You don't see Suns pick Kendall Marshall anywhere on this list.



So this class was pretty good too. Klay Thompson, Kyrie Irving and Kawhi Leonard are All-Stars. Ricky Rubio is perennially a really good player on a really bad team, polarizing observers into wondering how good/bad he'd be on a very good team. Kenneth Faried is great in a particular playing style. He looked like a manimal when playing for George Karl or Mike Malone, but like a journeyman under Brian Shaw.

Players who have emerged since then are Isaiah Thomas (leading all scorers from that draft in 2015-16), Kemba Walker, Jimmy Butler. All three have been All-Stars at least once. Reggie Jackson and Nikola Vucevic have been great too. Chandler Parsons and Enes Kanter have both received maximum salary contracts as soon as they were eligible.

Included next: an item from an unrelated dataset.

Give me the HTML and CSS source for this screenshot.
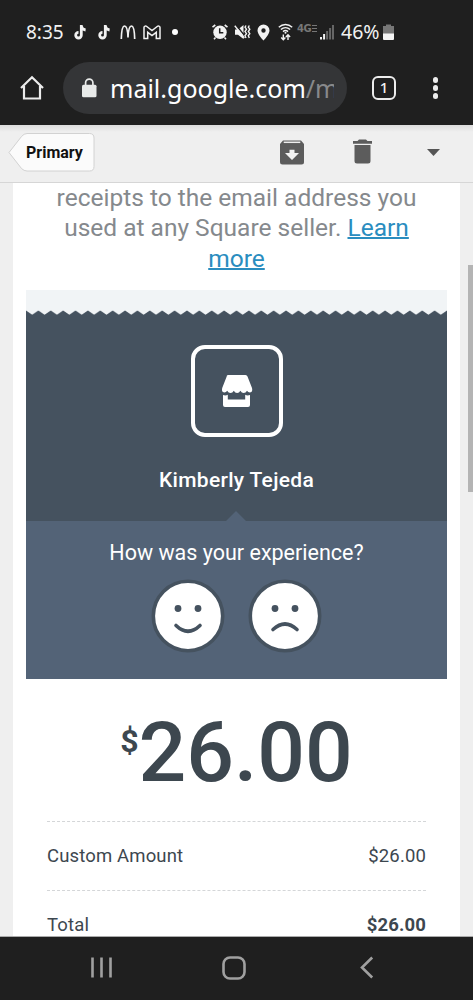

You'll see the Suns Brandon Knight on there. Cue the hate comments, followed by the lukewarm defense comments, followed quickly by dialed-up-even-higher hate comments. But it remains that, five years into his career, Knight is that class' 7th leading scorer and 5th in assists. He also leads that whole class in turnovers per game by a wide margin and is only 25th in Win Shares.

Phoenix Suns draftee Markieff Morris could not be found on that All-Rookie team, but he was at least in the running for Sixth Man of the Year in his third season in the league (finishing 4th) and turned into a long-term NBA starter at power forward. However, he personally set fire to the Suns franchise in his fourth and fifth years so let's not harp on how great he is. He does enough of that all on his own.